* What you have to do *
Without the images, write out the whole listing exactly.

** Begin Data shown **

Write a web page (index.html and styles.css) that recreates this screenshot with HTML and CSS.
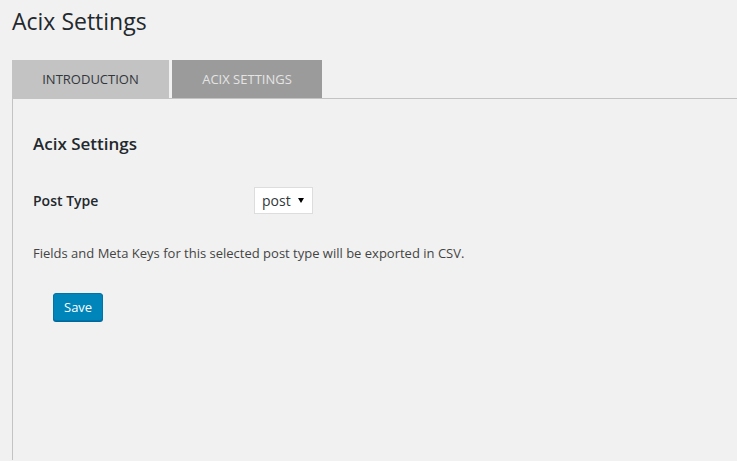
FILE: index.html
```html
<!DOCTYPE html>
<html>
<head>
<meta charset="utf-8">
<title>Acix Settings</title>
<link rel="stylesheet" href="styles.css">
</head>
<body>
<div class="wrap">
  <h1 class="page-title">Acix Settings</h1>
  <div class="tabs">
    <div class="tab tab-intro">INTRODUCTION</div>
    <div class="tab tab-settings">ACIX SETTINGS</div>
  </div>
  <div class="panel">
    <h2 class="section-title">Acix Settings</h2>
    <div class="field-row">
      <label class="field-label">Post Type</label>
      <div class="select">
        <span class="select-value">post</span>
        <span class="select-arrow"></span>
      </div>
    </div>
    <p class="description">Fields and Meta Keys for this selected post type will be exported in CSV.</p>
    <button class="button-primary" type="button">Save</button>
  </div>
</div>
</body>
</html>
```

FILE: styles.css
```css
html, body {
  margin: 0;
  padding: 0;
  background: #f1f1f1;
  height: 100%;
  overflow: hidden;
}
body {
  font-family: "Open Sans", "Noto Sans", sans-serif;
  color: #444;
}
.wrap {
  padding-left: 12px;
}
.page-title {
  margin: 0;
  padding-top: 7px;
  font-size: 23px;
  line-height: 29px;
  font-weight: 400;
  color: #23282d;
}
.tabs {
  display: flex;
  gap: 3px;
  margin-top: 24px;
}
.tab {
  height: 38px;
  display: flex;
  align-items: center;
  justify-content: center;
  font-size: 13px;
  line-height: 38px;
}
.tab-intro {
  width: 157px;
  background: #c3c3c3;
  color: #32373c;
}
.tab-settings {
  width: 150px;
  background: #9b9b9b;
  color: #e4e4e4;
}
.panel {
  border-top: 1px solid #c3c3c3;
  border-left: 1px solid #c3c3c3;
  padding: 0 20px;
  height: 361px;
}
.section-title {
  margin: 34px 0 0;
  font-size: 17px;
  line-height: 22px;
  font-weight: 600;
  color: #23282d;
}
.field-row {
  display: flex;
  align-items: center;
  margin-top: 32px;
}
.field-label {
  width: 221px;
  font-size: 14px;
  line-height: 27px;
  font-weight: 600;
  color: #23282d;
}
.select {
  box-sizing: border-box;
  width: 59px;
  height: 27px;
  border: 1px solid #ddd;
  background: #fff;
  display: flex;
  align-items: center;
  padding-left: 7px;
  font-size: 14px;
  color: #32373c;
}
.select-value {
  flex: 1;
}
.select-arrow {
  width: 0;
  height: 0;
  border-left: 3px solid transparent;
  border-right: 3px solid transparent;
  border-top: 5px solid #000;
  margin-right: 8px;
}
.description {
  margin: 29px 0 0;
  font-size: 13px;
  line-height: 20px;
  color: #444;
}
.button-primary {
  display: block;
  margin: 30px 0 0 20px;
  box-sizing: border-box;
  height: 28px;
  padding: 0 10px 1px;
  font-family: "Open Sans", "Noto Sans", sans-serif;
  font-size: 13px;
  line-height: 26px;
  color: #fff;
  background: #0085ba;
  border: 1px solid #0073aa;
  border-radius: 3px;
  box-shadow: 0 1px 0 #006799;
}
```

** End Data shown **

* Result below *
Write a web page (index.html and styles.css) that recreates this screenshot with HTML and CSS.
FILE: index.html
```html
<!DOCTYPE html>
<html>
<head>
<meta charset="utf-8">
<title>Acix Settings</title>
<link rel="stylesheet" href="styles.css">
</head>
<body>
<div class="wrap">
  <h1 class="page-title">Acix Settings</h1>
  <div class="tabs">
    <div class="tab tab-intro">INTRODUCTION</div>
    <div class="tab tab-settings">ACIX SETTINGS</div>
  </div>
  <div class="panel">
    <h2 class="section-title">Acix Settings</h2>
    <div class="field-row">
      <label class="field-label">Post Type</label>
      <div class="select">
        <span class="select-value">post</span>
        <span class="select-arrow"></span>
      </div>
    </div>
    <p class="description">Fields and Meta Keys for this selected post type will be exported in CSV.</p>
    <button class="button-primary" type="button">Save</button>
  </div>
</div>
</body>
</html>
```

FILE: styles.css
```css
html, body {
  margin: 0;
  padding: 0;
  background: #f1f1f1;
  height: 100%;
  overflow: hidden;
}
body {
  font-family: "Open Sans", "Noto Sans", sans-serif;
  color: #444;
}
.wrap {
  padding-left: 12px;
}
.page-title {
  margin: 0;
  padding-top: 7px;
  font-size: 23px;
  line-height: 29px;
  font-weight: 400;
  color: #23282d;
}
.tabs {
  display: flex;
  gap: 3px;
  margin-top: 24px;
}
.tab {
  height: 38px;
  display: flex;
  align-items: center;
  justify-content: center;
  font-size: 13px;
  line-height: 38px;
}
.tab-intro {
  width: 157px;
  background: #c3c3c3;
  color: #32373c;
}
.tab-settings {
  width: 150px;
  background: #9b9b9b;
  color: #e4e4e4;
}
.panel {
  border-top: 1px solid #c3c3c3;
  border-left: 1px solid #c3c3c3;
  padding: 0 20px;
  height: 361px;
}
.section-title {
  margin: 34px 0 0;
  font-size: 17px;
  line-height: 22px;
  font-weight: 600;
  color: #23282d;
}
.field-row {
  display: flex;
  align-items: center;
  margin-top: 32px;
}
.field-label {
  width: 221px;
  font-size: 14px;
  line-height: 27px;
  font-weight: 600;
  color: #23282d;
}
.select {
  box-sizing: border-box;
  width: 59px;
  height: 27px;
  border: 1px solid #ddd;
  background: #fff;
  display: flex;
  align-items: center;
  padding-left: 7px;
  font-size: 14px;
  color: #32373c;
}
.select-value {
  flex: 1;
}
.select-arrow {
  width: 0;
  height: 0;
  border-left: 3px solid transparent;
  border-right: 3px solid transparent;
  border-top: 5px solid #000;
  margin-right: 8px;
}
.description {
  margin: 29px 0 0;
  font-size: 13px;
  line-height: 20px;
  color: #444;
}
.button-primary {
  display: block;
  margin: 30px 0 0 20px;
  box-sizing: border-box;
  height: 28px;
  padding: 0 10px 1px;
  font-family: "Open Sans", "Noto Sans", sans-serif;
  font-size: 13px;
  line-height: 26px;
  color: #fff;
  background: #0085ba;
  border: 1px solid #0073aa;
  border-radius: 3px;
  box-shadow: 0 1px 0 #006799;
}
```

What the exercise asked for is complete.